67 App.D.C. 230, 91 F.2d 303, affirmed.
Certiorari, 301 U.S. 681, to review decrees affirming the
dismissal of bills brought against the Emergency Public Works
Administrator and other Government officials to restrain the making
of loans and grants of money to certain municipalities in Alabama,
in aid of the construction of municipal light and power plants.
These cases were consolidated and tried with others which later
became moot. No. 84 also became moot insofar as it related to three
of the municipalities originally named in the bill. The opinion of
the District Court is in LXIV Wash.L.Rep. 563.
Page 302 U. S. 473
MR. JUSTICE SUTHERLAND delivered the opinion of the Court.
These cases involve certain "loan and grant agreements" made by
the Federal Emergency Administrator of Public Works with four
municipal corporations located in the State of Alabama. The bills
of complaint sought to enjoin the execution of these agreements.
Each agreement contemplates the construction of an electricity
distribution system by the designated municipality, and, to that
end, the purchase by the Administrator of bonds to be issued by the
municipality and secured by a first pledge of the revenues derived
from the operation of the system. In No. 84, thirty, and in No. 85,
forty-five, percent of the cost of the labor and materials used in
the construction are to be donated outright. The authority relied
upon for the loans and grants is that contained in Title II of the
National Industrial Recovery Act, [
Footnote 1] as modified and continued by the Emergency
Relief Appropriation Act of 1935. [
Footnote 2] Title I of the former act has been declared
unconstitutional by this Court.
Schechter Corp. v. United
States, 295 U. S. 495;
Panama Refining Co. v. Ryan, 293 U.
S. 388. But we are here concerned not with Title I,
Page 302 U. S. 474
but with Title II, of the act. So far as material, that title
provides:
"Sec. 202. The Administrator, under the direction of the
President, shall prepare a comprehensive program of public works,
which shall include, among other things, the following: (a)
construction, repair, and improvement of public highways and
parkways, public buildings, and any publicly owned
instrumentalities and facilities; (b) conservation and development
of natural resources, including control, utilization, and
purification of waters, prevention of soil or coastal erosion,
development of water power, transmission of electrical energy; . .

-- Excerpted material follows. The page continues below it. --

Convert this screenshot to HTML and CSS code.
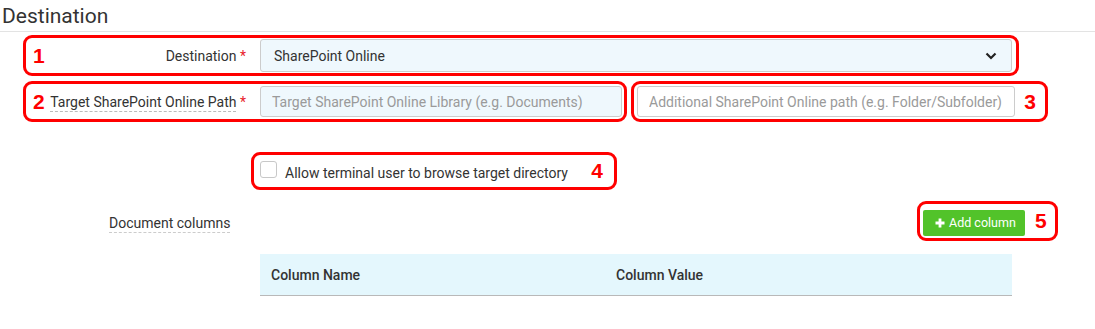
FILE: index.html
```html
<!DOCTYPE html>
<html lang="en">
	<head>
		<meta charset="utf-8">
		<title>Destination</title>
		<link rel="stylesheet" href="styles.css">
	</head>
	<body>
		<h2 class="section-title">Destination</h2>

		<div class="form">
			<!-- Destination select -->
			<div class="mark mark-row1">
				<span class="num">1</span>
				<label class="label">Destination <span class="req">*</span></label>
				<div class="select">
					<span>SharePoint Online</span>
					<svg class="chevron" width="12" height="8" viewBox="0 0 12 8">
						<path d="M1.5 1.5 L6 6 L10.5 1.5" fill="none" stroke="#222" stroke-width="2.2"/>
					</svg>
				</div>
			</div>

			<!-- Target path -->
			<div class="path-row">
				<div class="mark mark-row2">
					<span class="num">2</span>
					<label class="label"><span class="hint">Target SharePoint Online Path</span> <span class="req">*</span></label>
					<input class="field field-blue" type="text" placeholder="Target SharePoint Online Library (e.g. Documents)">
				</div>
				<div class="mark mark-row3">
					<input class="field field-extra" type="text" placeholder="Additional SharePoint Online path (e.g. Folder/Subfolder)">
					<span class="num num-after">3</span>
				</div>
			</div>

			<!-- Browse checkbox -->
			<div class="mark mark-check">
				<span class="checkbox"></span>
				<span class="check-text">Allow terminal user to browse target directory</span>
				<span class="num num-after">4</span>
			</div>

			<!-- Document columns -->
			<div class="columns-row">
				<span class="doc-label">Document columns</span>
				<div class="mark mark-add">
					<button class="btn-add">
						<svg width="10" height="10" viewBox="0 0 10 10">
							<path d="M5 0.5 V9.5 M0.5 5 H9.5" stroke="#fff" stroke-width="2.8"/>
						</svg>
						Add column
					</button>
					<span class="num num-after">5</span>
				</div>
			</div>

			<table class="col-table">
				<thead>
					<tr>
						<th class="col-name">Column Name</th>
						<th>Column Value</th>
					</tr>
				</thead>
			</table>
		</div>
	</body>
</html>
```

FILE: styles.css
```css
body {
	margin: 0;
	font-family: Roboto, "Liberation Sans", sans-serif;
	color: #333;
	background: #fff;
}

.section-title {
	margin: 0;
	padding: 4px 2px 3px;
	font-size: 21px;
	font-weight: 400;
	line-height: 24px;
	color: #333;
	border-bottom: 1px solid #e3e3e3;
}

.form {
	padding-top: 3px;
}

/* red annotation boxes */
.mark {
	box-sizing: border-box;
	display: flex;
	align-items: center;
	border: 3px solid #f00;
	border-radius: 9px;
}

.num {
	font-family: "Liberation Sans", Arial, sans-serif;
	font-weight: bold;
	font-size: 21px;
	color: #f00;
	width: 16px;
}

.num-after {
	width: auto;
	flex: none;
}

.label {
	width: 197px;
	text-align: right;
	margin-right: 14px;
	font-size: 14px;
	color: #333;
}

.req {
	color: #e8202a;
}

.hint {
	border-bottom: 1px dashed #bbb;
	padding-bottom: 1px;
}

.mark-row1 {
	margin-left: 23px;
	width: 996px;
	height: 41px;
	padding: 0 4px 0 7px;
}

.select {
	flex: 1;
	height: 33px;
	box-sizing: border-box;
	display: flex;
	align-items: center;
	justify-content: space-between;
	padding: 0 14px 0 13px;
	background: #eff8fd;
	border: 1px solid #ccc;
	border-radius: 3px;
	font-size: 14px;
	color: #333;
}

.path-row {
	display: flex;
	gap: 4px;
	margin-top: 5px;
	margin-left: 23px;
}

.mark-row2 {
	width: 604px;
	height: 41px;
	padding: 0 2px 0 7px;
}

.mark-row3 {
	width: 417px;
	height: 41px;
	padding: 0 9px 0 3px;
	gap: 9px;
}

.field {
	flex: 1;
	min-width: 0;
	height: 31px;
	box-sizing: border-box;
	padding: 0 11px;
	border: 1px solid #ccc;
	border-radius: 3px;
	background: #fff;
	font-family: Roboto, "Liberation Sans", sans-serif;
	font-size: 14px;
	color: #333;
}

.field-blue {
	background: #eff8fd;
}

.field-extra {
	padding: 0 6px 0 11px;
}

.field::placeholder {
	color: #9a9a9a;
}

.mark-check {
	margin: 30px 0 0 251px;
	width: 366px;
	height: 38px;
	padding: 0 11px 0 6px;
}

.checkbox {
	box-sizing: border-box;
	width: 17px;
	height: 17px;
	border: 1px solid #c8c8c8;
	border-radius: 3px;
	margin-top: -4px;
}

.check-text {
	flex: 1;
	margin-left: 8px;
	margin-top: 4px;
	font-size: 14px;
	color: #333;
}

.columns-row {
	display: flex;
	align-items: center;
	margin-top: 11px;
	padding-left: 109px;
}

.doc-label {
	font-size: 14px;
	color: #333;
	border-bottom: 1px dashed #ccc;
	padding-bottom: 1px;
	margin-top: 6px;
}

.mark-add {
	margin-left: auto;
	margin-right: 37px;
	width: 141px;
	height: 40px;
	padding: 0 11px 0 3px;
	gap: 10px;
}

.btn-add {
	box-sizing: border-box;
	display: flex;
	align-items: center;
	gap: 4px;
	height: 26px;
	width: 102px;
	flex: none;
	margin-top: 3px;
	padding: 0 0 0 12px;
	border: none;
	border-radius: 2px;
	background: #52c32a;
	color: #fff;
	font-family: Roboto, "Liberation Sans", sans-serif;
	font-size: 12.5px;
}

.col-table {
	margin: 13px 0 0 260px;
	width: 752px;
	border-collapse: collapse;
}

.col-table th {
	height: 41px;
	padding: 0 11px;
	text-align: left;
	background: #e4f7fd;
	border-bottom: 1px solid #b9b9b9;
	font-size: 14px;
	font-weight: 500;
	color: #333;
}

.col-table .col-name {
	width: 323px;
}
```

. (c) any projects of the character heretofore constructed or
carried on either directly by public authority or with public aid
to serve the interests of the general public; (d) construction,
reconstruction, alteration, or repair under public regulation or
control of low-cost housing and slum clearance projects; (e) any
project (other than those included in the foregoing classes) of any
character heretofore eligible for loans under subsection (a) of
section 201 of the Emergency Relief and Construction Act of 1932,
as amended. . . ."
"Sec. 203. (a) With a view to increasing employment quickly
(while reasonably securing any loans made by the United States),
the President is authorized and empowered, through the
Administrator or through such other agencies as he may designate or
create, (1) to construct, finance, or aid in the construction or
financing of any public works project included in the program
prepared pursuant to section 202; (2) upon such terms as the
President shall prescribe, to make grants to States,
municipalities, or other public bodies for the construction,
repair, or improvement of any such project, but no such grant shall
be in excess of 30 [by later act, 45] percentum of the cost of the
labor and materials employed upon such project. . . . "
Page 302 U. S. 475
The bills of complaint challenge the validity of the loans and
grants on the grounds, among others, that these statutory
provisions purporting to authorize such loans and grants are
unconstitutional, and that, in any event, the loans and grants do
not come within the statutory provisions.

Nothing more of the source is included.